• [TASK BRIEF] Wherever a line below holds the word "React", copy that line.
+ + + + +
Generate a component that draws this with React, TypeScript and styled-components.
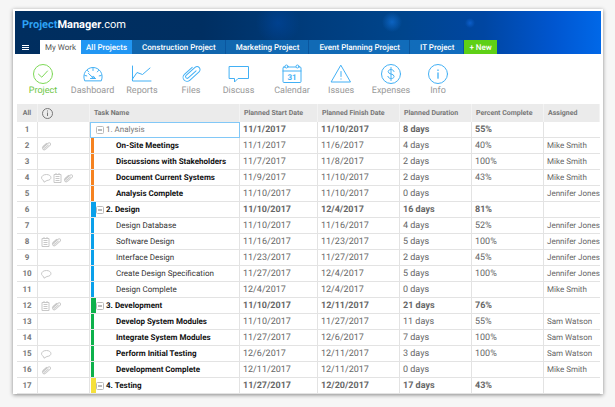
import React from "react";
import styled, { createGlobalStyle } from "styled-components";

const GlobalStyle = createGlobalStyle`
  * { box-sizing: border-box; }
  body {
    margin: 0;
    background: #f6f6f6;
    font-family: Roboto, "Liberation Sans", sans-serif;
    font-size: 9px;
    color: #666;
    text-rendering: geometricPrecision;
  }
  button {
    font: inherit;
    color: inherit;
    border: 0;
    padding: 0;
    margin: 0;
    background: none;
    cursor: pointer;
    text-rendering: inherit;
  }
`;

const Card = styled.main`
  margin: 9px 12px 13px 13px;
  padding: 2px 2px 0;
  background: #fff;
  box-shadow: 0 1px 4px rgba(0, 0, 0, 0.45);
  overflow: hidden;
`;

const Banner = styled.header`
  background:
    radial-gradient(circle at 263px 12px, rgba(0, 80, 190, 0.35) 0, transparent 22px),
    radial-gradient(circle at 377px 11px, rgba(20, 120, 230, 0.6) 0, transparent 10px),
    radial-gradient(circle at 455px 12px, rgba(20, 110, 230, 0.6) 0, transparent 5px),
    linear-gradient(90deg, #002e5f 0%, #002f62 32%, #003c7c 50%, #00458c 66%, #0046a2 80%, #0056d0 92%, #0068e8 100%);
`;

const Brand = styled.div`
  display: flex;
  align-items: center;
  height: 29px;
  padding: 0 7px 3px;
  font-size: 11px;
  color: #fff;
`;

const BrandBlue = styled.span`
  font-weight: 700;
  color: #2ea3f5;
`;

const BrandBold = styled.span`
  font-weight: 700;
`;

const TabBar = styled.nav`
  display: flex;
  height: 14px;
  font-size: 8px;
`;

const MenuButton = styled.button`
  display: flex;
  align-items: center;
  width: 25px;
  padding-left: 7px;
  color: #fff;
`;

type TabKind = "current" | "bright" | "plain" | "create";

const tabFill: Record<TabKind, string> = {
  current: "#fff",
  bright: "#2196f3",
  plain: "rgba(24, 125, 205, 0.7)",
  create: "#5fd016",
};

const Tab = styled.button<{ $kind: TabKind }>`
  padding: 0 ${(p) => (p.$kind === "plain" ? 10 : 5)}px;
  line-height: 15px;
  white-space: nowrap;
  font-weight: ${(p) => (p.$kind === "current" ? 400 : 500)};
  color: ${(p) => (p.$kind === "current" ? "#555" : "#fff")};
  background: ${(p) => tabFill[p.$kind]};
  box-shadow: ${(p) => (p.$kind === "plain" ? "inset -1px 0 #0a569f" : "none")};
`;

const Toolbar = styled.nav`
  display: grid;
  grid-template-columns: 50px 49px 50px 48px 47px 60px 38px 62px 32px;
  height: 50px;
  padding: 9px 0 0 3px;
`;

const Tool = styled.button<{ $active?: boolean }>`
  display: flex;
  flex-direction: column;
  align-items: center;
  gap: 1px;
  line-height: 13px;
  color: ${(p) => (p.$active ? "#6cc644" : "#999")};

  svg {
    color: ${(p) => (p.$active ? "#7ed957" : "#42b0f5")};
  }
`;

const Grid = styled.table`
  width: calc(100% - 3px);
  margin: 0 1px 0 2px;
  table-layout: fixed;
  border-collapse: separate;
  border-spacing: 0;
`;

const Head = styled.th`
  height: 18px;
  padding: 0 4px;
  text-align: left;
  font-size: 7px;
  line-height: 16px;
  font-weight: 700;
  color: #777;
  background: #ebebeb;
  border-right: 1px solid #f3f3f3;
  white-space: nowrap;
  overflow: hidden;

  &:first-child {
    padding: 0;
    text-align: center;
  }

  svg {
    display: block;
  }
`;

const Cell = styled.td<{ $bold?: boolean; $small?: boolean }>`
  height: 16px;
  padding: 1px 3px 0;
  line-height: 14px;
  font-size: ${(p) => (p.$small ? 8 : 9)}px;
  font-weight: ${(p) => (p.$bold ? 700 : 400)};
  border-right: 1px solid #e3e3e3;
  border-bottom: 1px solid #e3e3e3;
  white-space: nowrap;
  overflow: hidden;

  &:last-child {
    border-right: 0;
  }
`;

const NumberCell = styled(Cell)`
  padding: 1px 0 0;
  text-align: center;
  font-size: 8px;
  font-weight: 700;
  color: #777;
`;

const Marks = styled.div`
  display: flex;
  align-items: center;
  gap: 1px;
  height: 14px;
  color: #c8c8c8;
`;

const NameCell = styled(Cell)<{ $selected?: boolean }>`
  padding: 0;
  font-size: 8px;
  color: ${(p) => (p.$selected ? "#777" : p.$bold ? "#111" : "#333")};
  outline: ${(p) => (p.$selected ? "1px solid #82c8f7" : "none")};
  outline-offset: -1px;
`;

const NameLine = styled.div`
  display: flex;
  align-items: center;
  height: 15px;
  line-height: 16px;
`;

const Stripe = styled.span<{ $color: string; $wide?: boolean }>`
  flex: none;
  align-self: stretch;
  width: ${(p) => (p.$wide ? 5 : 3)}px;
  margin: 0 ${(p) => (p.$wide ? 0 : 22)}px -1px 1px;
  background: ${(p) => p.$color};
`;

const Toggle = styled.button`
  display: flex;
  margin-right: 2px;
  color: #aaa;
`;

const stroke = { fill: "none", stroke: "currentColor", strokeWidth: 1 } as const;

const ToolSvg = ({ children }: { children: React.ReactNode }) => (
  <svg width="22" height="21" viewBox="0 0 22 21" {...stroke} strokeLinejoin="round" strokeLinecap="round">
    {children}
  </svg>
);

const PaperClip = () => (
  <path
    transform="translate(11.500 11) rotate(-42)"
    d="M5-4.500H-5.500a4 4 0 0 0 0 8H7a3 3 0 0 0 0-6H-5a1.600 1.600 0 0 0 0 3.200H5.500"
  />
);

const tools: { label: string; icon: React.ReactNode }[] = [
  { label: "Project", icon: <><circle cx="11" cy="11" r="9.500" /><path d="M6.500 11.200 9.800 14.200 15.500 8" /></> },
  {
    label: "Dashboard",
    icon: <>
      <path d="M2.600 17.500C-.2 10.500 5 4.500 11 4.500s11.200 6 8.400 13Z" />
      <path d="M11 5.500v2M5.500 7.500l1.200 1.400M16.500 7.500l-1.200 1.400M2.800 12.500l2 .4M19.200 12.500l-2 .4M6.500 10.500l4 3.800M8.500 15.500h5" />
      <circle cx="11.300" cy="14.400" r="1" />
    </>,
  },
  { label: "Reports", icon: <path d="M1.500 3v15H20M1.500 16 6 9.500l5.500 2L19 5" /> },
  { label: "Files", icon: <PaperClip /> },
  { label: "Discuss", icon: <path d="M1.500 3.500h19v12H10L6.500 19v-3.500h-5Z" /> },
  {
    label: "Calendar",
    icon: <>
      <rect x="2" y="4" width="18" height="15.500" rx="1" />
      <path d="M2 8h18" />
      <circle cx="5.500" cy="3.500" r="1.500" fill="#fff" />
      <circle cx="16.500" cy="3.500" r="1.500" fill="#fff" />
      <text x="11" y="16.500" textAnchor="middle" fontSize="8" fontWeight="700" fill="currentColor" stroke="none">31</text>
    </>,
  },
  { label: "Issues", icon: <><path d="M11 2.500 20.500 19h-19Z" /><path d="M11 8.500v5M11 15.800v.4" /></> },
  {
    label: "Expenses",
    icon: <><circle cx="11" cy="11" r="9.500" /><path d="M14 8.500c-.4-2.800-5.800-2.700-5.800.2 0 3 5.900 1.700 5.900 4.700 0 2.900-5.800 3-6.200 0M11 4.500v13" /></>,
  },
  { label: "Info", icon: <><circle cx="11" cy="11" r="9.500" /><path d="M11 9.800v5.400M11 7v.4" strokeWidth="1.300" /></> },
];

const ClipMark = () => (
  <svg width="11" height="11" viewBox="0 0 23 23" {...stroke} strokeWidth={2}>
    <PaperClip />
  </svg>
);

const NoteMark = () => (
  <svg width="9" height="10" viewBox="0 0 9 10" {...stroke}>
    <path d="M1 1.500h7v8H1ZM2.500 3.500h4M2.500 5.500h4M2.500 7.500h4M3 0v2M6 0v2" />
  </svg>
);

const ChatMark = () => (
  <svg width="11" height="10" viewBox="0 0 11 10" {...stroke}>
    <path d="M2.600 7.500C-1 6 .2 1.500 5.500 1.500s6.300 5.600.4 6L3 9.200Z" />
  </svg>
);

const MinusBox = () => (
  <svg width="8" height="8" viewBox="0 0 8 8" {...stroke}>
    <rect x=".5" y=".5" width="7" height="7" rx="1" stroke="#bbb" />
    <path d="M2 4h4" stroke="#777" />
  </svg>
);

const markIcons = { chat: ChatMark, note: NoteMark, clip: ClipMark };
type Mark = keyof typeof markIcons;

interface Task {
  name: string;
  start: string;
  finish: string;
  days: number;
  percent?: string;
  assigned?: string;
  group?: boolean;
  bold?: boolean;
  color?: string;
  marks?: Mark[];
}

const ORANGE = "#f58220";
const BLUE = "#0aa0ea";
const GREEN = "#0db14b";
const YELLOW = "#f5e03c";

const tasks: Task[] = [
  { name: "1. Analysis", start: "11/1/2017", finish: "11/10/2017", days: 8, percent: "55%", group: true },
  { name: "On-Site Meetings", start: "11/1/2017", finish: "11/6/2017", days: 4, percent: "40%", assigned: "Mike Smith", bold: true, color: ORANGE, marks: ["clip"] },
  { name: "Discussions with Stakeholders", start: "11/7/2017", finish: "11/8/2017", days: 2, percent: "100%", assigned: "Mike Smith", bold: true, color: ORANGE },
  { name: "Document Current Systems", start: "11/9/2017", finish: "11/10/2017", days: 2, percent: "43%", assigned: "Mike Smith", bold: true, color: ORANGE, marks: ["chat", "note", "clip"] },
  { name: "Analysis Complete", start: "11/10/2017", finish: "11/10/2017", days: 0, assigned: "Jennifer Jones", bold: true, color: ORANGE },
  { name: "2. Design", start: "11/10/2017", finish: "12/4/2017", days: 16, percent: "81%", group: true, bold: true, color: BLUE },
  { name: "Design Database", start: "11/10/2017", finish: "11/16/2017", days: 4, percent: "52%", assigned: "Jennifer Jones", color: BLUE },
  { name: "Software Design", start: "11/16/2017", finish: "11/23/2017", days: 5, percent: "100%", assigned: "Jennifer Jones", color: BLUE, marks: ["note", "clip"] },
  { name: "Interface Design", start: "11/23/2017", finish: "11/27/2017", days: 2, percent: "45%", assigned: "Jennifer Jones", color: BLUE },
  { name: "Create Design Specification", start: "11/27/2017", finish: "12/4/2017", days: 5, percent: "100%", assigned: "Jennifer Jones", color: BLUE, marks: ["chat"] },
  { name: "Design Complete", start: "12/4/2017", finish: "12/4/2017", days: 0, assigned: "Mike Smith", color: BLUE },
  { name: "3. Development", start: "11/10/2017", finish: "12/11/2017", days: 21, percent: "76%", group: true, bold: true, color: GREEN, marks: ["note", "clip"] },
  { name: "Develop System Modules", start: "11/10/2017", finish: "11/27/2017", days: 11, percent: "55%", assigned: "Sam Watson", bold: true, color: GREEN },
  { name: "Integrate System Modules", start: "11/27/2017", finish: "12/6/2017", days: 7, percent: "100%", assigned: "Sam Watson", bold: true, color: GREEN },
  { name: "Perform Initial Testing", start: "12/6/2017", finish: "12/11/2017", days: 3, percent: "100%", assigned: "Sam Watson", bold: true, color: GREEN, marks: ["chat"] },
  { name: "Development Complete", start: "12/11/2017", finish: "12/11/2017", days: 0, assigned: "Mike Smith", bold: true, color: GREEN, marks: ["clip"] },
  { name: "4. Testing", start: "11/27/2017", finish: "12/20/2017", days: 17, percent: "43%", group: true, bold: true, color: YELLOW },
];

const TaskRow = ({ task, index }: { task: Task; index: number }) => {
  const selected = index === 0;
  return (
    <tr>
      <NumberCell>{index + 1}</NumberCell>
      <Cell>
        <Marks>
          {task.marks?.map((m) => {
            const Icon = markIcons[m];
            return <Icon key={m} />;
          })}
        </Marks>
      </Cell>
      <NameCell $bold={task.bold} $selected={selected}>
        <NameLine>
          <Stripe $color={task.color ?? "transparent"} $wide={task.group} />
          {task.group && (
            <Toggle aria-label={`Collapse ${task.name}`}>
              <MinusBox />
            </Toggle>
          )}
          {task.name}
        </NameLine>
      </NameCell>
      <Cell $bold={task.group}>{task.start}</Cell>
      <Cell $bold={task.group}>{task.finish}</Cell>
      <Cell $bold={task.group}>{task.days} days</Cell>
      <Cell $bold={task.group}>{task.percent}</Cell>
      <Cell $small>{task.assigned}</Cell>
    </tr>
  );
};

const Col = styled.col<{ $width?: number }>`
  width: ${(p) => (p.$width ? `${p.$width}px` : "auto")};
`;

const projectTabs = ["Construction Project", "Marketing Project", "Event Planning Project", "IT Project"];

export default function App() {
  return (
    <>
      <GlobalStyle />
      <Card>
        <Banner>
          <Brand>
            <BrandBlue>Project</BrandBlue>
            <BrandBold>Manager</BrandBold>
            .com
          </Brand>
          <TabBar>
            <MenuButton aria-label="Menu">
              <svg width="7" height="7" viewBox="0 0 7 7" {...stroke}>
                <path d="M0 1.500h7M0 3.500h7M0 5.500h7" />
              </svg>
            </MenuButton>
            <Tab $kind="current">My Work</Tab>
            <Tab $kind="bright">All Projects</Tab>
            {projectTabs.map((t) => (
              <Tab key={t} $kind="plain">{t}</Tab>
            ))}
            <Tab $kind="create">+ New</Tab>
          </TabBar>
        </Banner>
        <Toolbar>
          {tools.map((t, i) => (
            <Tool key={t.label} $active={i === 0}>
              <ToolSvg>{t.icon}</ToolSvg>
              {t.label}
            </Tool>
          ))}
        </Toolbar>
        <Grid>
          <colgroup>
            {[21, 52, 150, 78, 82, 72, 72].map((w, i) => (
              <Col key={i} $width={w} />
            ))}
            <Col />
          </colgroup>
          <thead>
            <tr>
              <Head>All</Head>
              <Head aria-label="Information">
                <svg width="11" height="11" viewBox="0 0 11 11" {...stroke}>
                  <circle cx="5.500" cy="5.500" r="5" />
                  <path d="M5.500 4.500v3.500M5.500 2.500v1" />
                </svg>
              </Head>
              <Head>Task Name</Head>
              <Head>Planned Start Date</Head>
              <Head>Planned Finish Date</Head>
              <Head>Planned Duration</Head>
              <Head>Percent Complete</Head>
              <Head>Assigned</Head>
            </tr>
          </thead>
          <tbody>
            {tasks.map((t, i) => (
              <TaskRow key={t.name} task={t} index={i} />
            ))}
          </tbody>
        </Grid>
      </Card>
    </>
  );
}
+ + + + +
• [SOLUTION TO THIS PROBLEM]
Generate a component that draws this with React, TypeScript and styled-components.
import React from "react";
const ToolSvg = ({ children }: { children: React.ReactNode }) => (
const tools: { label: string; icon: React.ReactNode }[] = [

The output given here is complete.